Run the script read_aif.py with

1. 1st argument: data folder
2. 2nd argument: subject number
3. 3rd argument: result folder

e.g., the line

python read_aif.py ~/Data 01 Results

looks for subject S01 in folder ~/Data and will put the results into folder ./Results

The script will store a file behavioural_results.npz in the result forder of that subject. It contains the following fields:

• snareCue_nearestClock: for each snare drum cue, the index of the closest trigger 'clock'
• snareCue_DevToClock: for each snare drum cue, the deviation (in s) to the nearest clock
• snareCuetimes: the times (in s of the aif file) of snare drum cues
• snare_deviation: the deviation of the performed snare drum rhythm beats to the optimal timing (in s)
• bar_duration

All snare_ fields equally exist for wdBlk_

Additionally some plots are saved in the Results folder of that subject.

Outlier Rejection

Run the script eeg_outlier.py with

1. 1st argument: data folder
2. 2nd argument: subject number
3. 3rd argument: result folder

e.g., the line

python eeg_outlier.py ~/Data 01 Results

looks for subject S01 in folder ~/Data and will put the results into folder ./Results

Outlier Rejection Process

1. A window with the EEG data will open. Change gain with +/- and scroll with 'Home'/'End', LeftArrow, RightArrow, PgUp, PgDown Keys. Select artifactual segments by drawing a rectangle (only temporal information will be recorded, the selected channels are irrelevant) and save by pressing 'r'. After you think all relevant artifact segments were selected, close the window.

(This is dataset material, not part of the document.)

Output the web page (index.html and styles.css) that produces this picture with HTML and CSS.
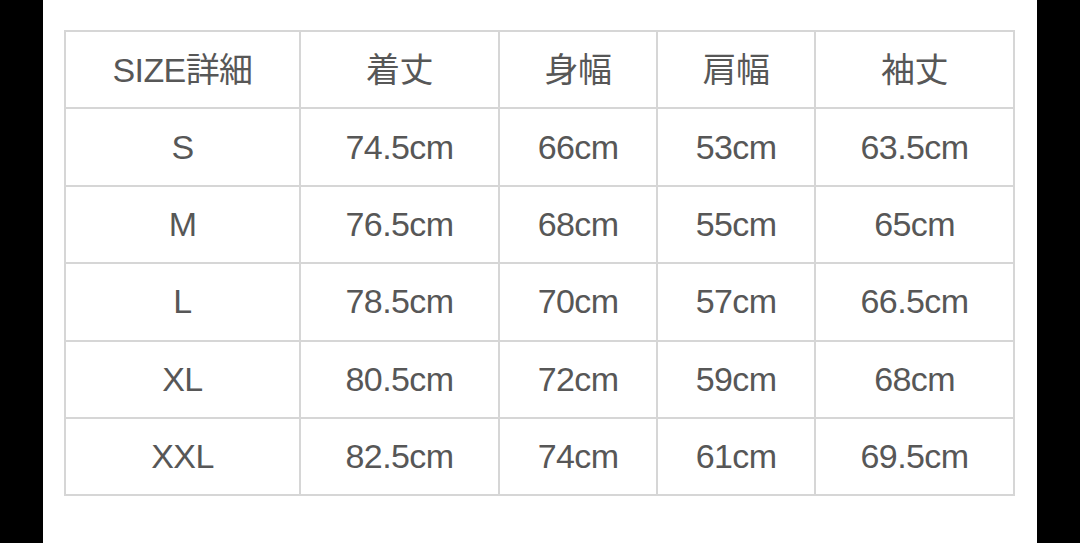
FILE: index.html
```html
<!DOCTYPE html>
<html lang="ja">
<head>
<meta charset="utf-8">
<link rel="stylesheet" href="styles.css">
</head>
<body>
<div class="frame">
  <div class="side"></div>
  <main class="page">
    <table class="sizes">
      <colgroup>
        <col class="c1"><col class="c2"><col class="c3"><col class="c4"><col class="c5">
      </colgroup>
      <tr class="head"><td>SIZE詳細</td><td>着丈</td><td>身幅</td><td>肩幅</td><td>袖丈</td></tr>
      <tr><td>S</td><td>74.5cm</td><td>66cm</td><td>53cm</td><td>63.5cm</td></tr>
      <tr><td>M</td><td>76.5cm</td><td>68cm</td><td>55cm</td><td>65cm</td></tr>
      <tr><td>L</td><td>78.5cm</td><td>70cm</td><td>57cm</td><td>66.5cm</td></tr>
      <tr><td>XL</td><td>80.5cm</td><td>72cm</td><td>59cm</td><td>68cm</td></tr>
      <tr><td>XXL</td><td>82.5cm</td><td>74cm</td><td>61cm</td><td>69.5cm</td></tr>
    </table>
  </main>
  <div class="side"></div>
</div>
</body>
</html>
```
FILE: styles.css
```css
html, body {
  margin: 0;
  padding: 0;
  height: 100%;
  background: #000;
}
.frame {
  display: flex;
  height: 543px;
  width: 1080px;
}
.side {
  width: 43px;
  background: #000;
  flex: none;
}
.page {
  flex: 1;
  background: #fff;
  padding: 30px 0 0 21px;
  box-sizing: border-box;
}
.sizes {
  border-collapse: collapse;
  table-layout: fixed;
  width: 949px;
  font-family: "Liberation Sans", "Noto Sans CJK JP", sans-serif;
  font-size: 34px;
  color: #575757;
}
.c1 { width: 235px; }
.c2 { width: 199px; }
.c3 { width: 158px; }
.c4 { width: 158px; }
.c5 { width: 199px; }
.sizes td {
  border: 2px solid #d6d6d6;
  text-align: center;
  vertical-align: middle;
  height: 75.4px;
  padding: 0;
  letter-spacing: -0.6px;
}
.sizes .head td {
  height: 71.4px;
  padding-bottom: 4px;
}
```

The plotted EEG data had been downsampled to 250 Hz, high-pass filtered above 2 Hz for subsequent ICA, and re-referenced to the average potential.
2. Repeat the process in a new window to be sure you selected everything important.
3. (optional) "Bad" channels can be rejected (and interpolated by a spherical spline algorithm) by creating a file interpolate_channels.txt in the data folder of that subject and containing the channel names to be rejected (uppercase letters), one per line.
4. ICA (FastICA after a whitening step using PCA) will be performed and the independent components, their scalp projections and powers will be plotted. The variance of the independent components will reflect the contribution to the surface EEG. Create a file reject_ICs.txt in the data folder of the subject containing the names of the components to be rejected ('IC00', 'IC01' etc - one per line).
5. The final 2 windows show the data before (Figure 1) and after (Figure 2) ICA-based artifact rejection. You may make a screenshot for documentation purposes.
6. The 'cleaned' data is stored in the data folder of the subject as clean_data.npz with fields clean data containing the data (high-pass filtered at 0.1 Hz, 1000 Hz sampling rate, average reference), and artifact_mask, a boolean array of the same length as the data with Trues at non-selected timepoints and Falses at all timepoints selected as artifacts (in Step 1).

The ICA results are stored in the data folder of every single subject as a file ICA_result.joblib. If the ICA should be re-computed, delete that file.

Additionally some plots are saved in the Results folder of that subject.

Calculation of Spatial filters

We are using spatial filters to obtain the best signal-to-noise ratio available. We chose an approach to train the spatial filters across subjects, which (1) increases the amount of data and hereby decreases the risk of overfitting and (2) should lead to a generalized result - approximately valid for an 'average' subject.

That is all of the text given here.